Binge eating disorders are very real, uncontrollably destroying your health. How to cope and deal with this madness is important to learn in order to achieve Your Path to a Better You! Making peace with Food and not hating what you should be loving and enjoying is your first step in understanding binge eating.
Definition of Binge Eating
Binge eating affects over 5 Million women and over 3 million men in the United States today. Binge eating disorder is not kind to our existence. This means it affects more people than Anorexia Nervosa and bulimia.
I can eat a whole bag of chips on occasion and even sneaked in hoarding candy at Halloween and even been known to eat beyond my fill on Thanksgiving. What sets apart intermittent gorging vs. binge eating is that these events happen with alarming regularity and as much as over eight times a week! To be diagnosed with Binge Eating Disorder you must have binged at least once a week for the last three months.
Making Friends with Food
Gorging frequently on delicious delights is not the only thing that characterizes binge eating. How you feel while in the process, what caused the episode to occur and how you feel in the midst of it is key to understanding where the triggers come from in your particular lifestyle. Everyone from the well to do to the poor and unfortunate are all affected by binge eating. However the most common is the inability to stop.
During a binge eating episode, it’s almost like being in a trance or on auto pilot flying in the zone. No matter how much you eat, you never feel satisfied. While those with bulimia try to undo the binge with purging, people with binge eating disorders make no attempt to stop. Nor do they try to burn off the extra added results with exercise or fasting.
Privacy Binge Eating
Binge eaters tend to binge when no one is watching. At night after everyone went to bed or eating in the car alone. Feelings of shame, depressing thoughts and guilt are a strong force driving the binge cycle. Binge eating has its cycles, beginning with feeling a bit depressed than eating to feel better and failing, feeling worse off and eating again.
Binge eating takes a toll on your mind and body. Ripping into your happiness like a hot knife thru butter, it changes your perspective of actually enjoying the food you eat. Left untreated binge eating can develop complications to your internal workings such as quickly adding pounds of fat increasing obesity induced complications.

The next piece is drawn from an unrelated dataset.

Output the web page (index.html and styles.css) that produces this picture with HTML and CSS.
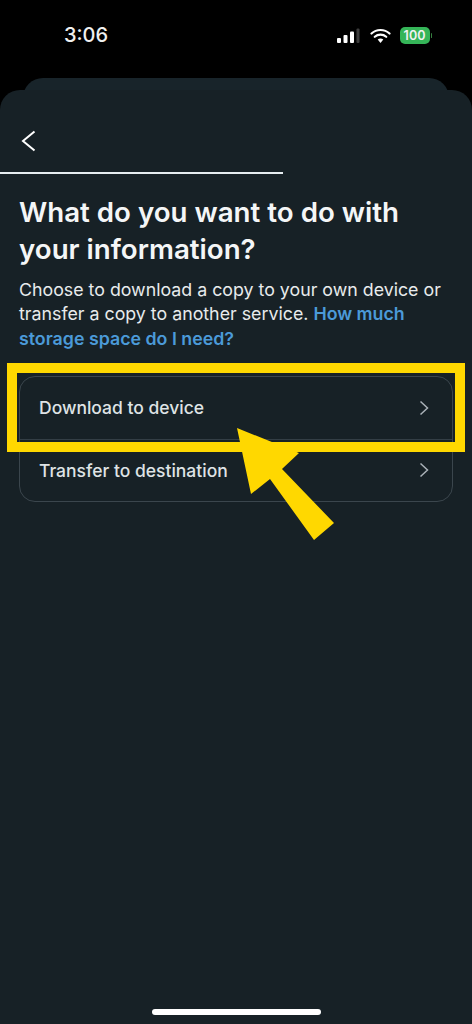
FILE: index.html
```html
<!DOCTYPE html>
<html lang="en">
<head>
<meta charset="utf-8">
<title>What do you want to do with your information?</title>
<link rel="stylesheet" href="styles.css">
</head>
<body>
<div class="phone">
  <header class="status">
    <span class="time">3:06</span>
    <div class="status-icons">
      <svg class="signal" width="24" height="16" viewBox="0 0 24 16"><rect x="0" y="10" width="4" height="5" rx="1" fill="#fff"/><rect x="6.5" y="7" width="4" height="8" rx="1" fill="#fff"/><rect x="13" y="3.500" width="4" height="11.500" rx="1" fill="#fff"/><rect x="19.500" y="0.500" width="3" height="14.500" rx="1" fill="#3c3c3c"/></svg>
      <svg class="wifi" width="21" height="16" viewBox="0 0 21 16"><path d="M1.500 5.500C6.500 0.800 14.500 0.800 19.500 5.500M4.800 8.800C7.900 6 13.100 6 16.200 8.800" fill="none" stroke="#fff" stroke-width="2.200" stroke-linecap="round"/><path d="M7.700 11.500C9.300 10.200 11.700 10.200 13.300 11.500L10.500 15Z" fill="#fff"/></svg>
      <div class="battery"><span class="battery-level">100</span><i class="battery-cap"></i></div>
    </div>
  </header>
  <div class="sheet-back"></div>
  <main class="sheet">
    <button class="back" aria-label="Back">
      <svg width="16" height="22" viewBox="0 0 16 22"><path d="M13.500 1.500L2 11l11.500 9.500" fill="none" stroke="#fff" stroke-width="2"/></svg>
    </button>
    <div class="progress"></div>
    <section class="content">
      <h1 class="title">What do you want to do with your information?</h1>
      <p class="desc">Choose to download a copy to your own device or transfer a copy to another service. <a class="link">How much storage space do I need?</a></p>
      <ul class="options">
        <li class="option"><span>Download to device</span><svg width="12" height="16" viewBox="0 0 12 16"><path d="M2.500 1.500L9.500 8l-7 6.500" fill="none" stroke="#aab2b8" stroke-width="1.500"/></svg></li>
        <li class="option"><span>Transfer to destination</span><svg width="12" height="16" viewBox="0 0 12 16"><path d="M2.500 1.500L9.500 8l-7 6.500" fill="none" stroke="#aab2b8" stroke-width="1.500"/></svg></li>
      </ul>
    </section>
    <div class="home-bar"></div>
  </main>
  <div class="highlight"></div>
  <svg class="arrow" width="110" height="125" viewBox="0 0 110 125"><polygon points="2,3 64,28 47,44 99,98 79,115 35,54 16,69" fill="#ffd800"/></svg>
</div>
</body>
</html>
```

FILE: styles.css
```css
* { box-sizing: border-box; }
html, body { margin: 0; padding: 0; background: #000; }
.phone {
  position: relative;
  width: 472px;
  height: 1024px;
  overflow: hidden;
  background: #000;
  font-family: Inter, "Liberation Sans", sans-serif;
  color: #fff;
  display: flex;
  flex-direction: column;
}
.status {
  height: 78px;
  flex: none;
  display: flex;
  justify-content: space-between;
  align-items: flex-start;
  padding: 23px 40px 0 64px;
}
.time { font-size: 20px; line-height: 24px; font-weight: 500; color: #f0f0f0; }
.status-icons { display: flex; align-items: center; gap: 9px; margin-top: 4px; }
.signal, .wifi { display: block; }
.signal { margin-left: 1px; }
.battery { display: flex; align-items: center; gap: 1px; }
.battery-level {
  width: 30px;
  height: 17px;
  border-radius: 5px;
  background: #35b558;
  font-size: 12.500px;
  line-height: 17px;
  font-weight: 600;
  text-align: center;
  color: #f2f2f2;
}
.battery-cap { width: 1.500px; height: 5px; background: #35803f; border-radius: 1px; }
.sheet-back {
  height: 40px;
  margin: 0 23px -28px;
  flex: none;
  background: #18242a;
  border-radius: 20px 20px 0 0;
}
.sheet {
  position: relative;
  z-index: 1;
  flex: 1;
  background: #172126;
  border-radius: 20px 20px 0 0;
  display: flex;
  flex-direction: column;
}
.back {
  display: block;
  width: 16px;
  height: 22px;
  padding: 0;
  margin: 40px 0 0 21px;
  background: none;
  border: 0;
}
.back svg { display: block; }
.progress { width: 283px; height: 2px; margin-top: 20px; background: #e6edf0; }
.content { padding: 0 19px; }
.title {
  margin: 20px 0 0;
  font-size: 27.700px;
  line-height: 37px;
  font-weight: 600;
  color: #f4f6f7;
}
.desc {
  margin: 9.500px 0 0;
  font-size: 17.800px;
  line-height: 24.500px;
  font-weight: 400;
  color: #e8ebec;
}
.link { font-weight: 600; color: #4b9ad8; }
.options {
  list-style: none;
  margin: 24.500px 0 0;
  padding: 0;
  width: 434px;
  border: 1px solid #3b464d;
  border-radius: 16px;
}
.option {
  height: 62px;
  padding: 0 22px 0 19px;
  display: flex;
  justify-content: space-between;
  align-items: center;
  font-size: 17.500px;
  font-weight: 500;
  color: #dfe3e5;
}
.option + .option { border-top: 1px solid #333e45; }
.home-bar {
  position: absolute;
  left: 152px;
  bottom: 9px;
  width: 169px;
  height: 6px;
  border-radius: 3px;
  background: #fff;
}
.highlight {
  position: absolute;
  z-index: 2;
  left: 7px;
  top: 363px;
  width: 458px;
  height: 89px;
  border: 10px solid #ffd800;
}
.arrow {
  position: absolute;
  z-index: 3;
  left: 235px;
  top: 425px;
}
```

Heart conditions, high blood pressure, elevated cholesterol levels, diabetes, cancer and even sleep apnea.
Controlling the inner workings of your mind, physiological deformation and slowly entering the darkness of helplessness binge eating decays your quality of life and the lives of those around you trying to help you while withdrawing into seclusion to continue the wretched path alone.
Help with Binge Eating
Therapy is essential to truly understanding your personal inner workings. Trying it alone will only lead to failure with strict diets and removing anything you deem unhealthy giving you that “I am binging with kale from now on.” idea. Getting back in touch with your bodies natural hunger rhythms while allowing yourself reasonable portions of the things you enjoy is finding the balance.
If you are still reading this article on binge eating, chances are you are beginning to find hope in making friends with Food keeping you from overeating, maybe even sparking your curiosity to know more about binge eating. If you believe you have an eating disorder, please reach out for help to your medical practitioner and get advise on how to best deal with it for your particular situations.
Binge Eating Checklist
To help diagnose binge eating with your healthcare provider, list off the “Familiar” attributes below and don’t let embarrassment keep you from finding Your Path to a Better You!
- I am depressed about my bingeing and feel like I am caught in a cycle I cannot get out of.
- I don’t try to undo the changes that binging is causing to my body by vomiting, fasting or taking laxatives.
- During the binge I get zoned out of everything happening around me.
- After binging, I feel horrible, depressed and disgusted with feelings of shame and guilt.
- When I feel a binge coming on, no matter the time I run out to go buy food even at odd hours.
- I binge on any kind of food.
- Even when I am not hungry I binge.
- I keep eating after I am full.
- When binging I eat very fast.
- I binge alone because I feel embarrassed or guilty.
- I feel powerless when binging and can’t stop
- I have been binging at least once a week for the last three months.
If all the statements above sound too familiar, keep in mind you can break the cycle of shame and secrecy and begin eating the foods you love without the guilt.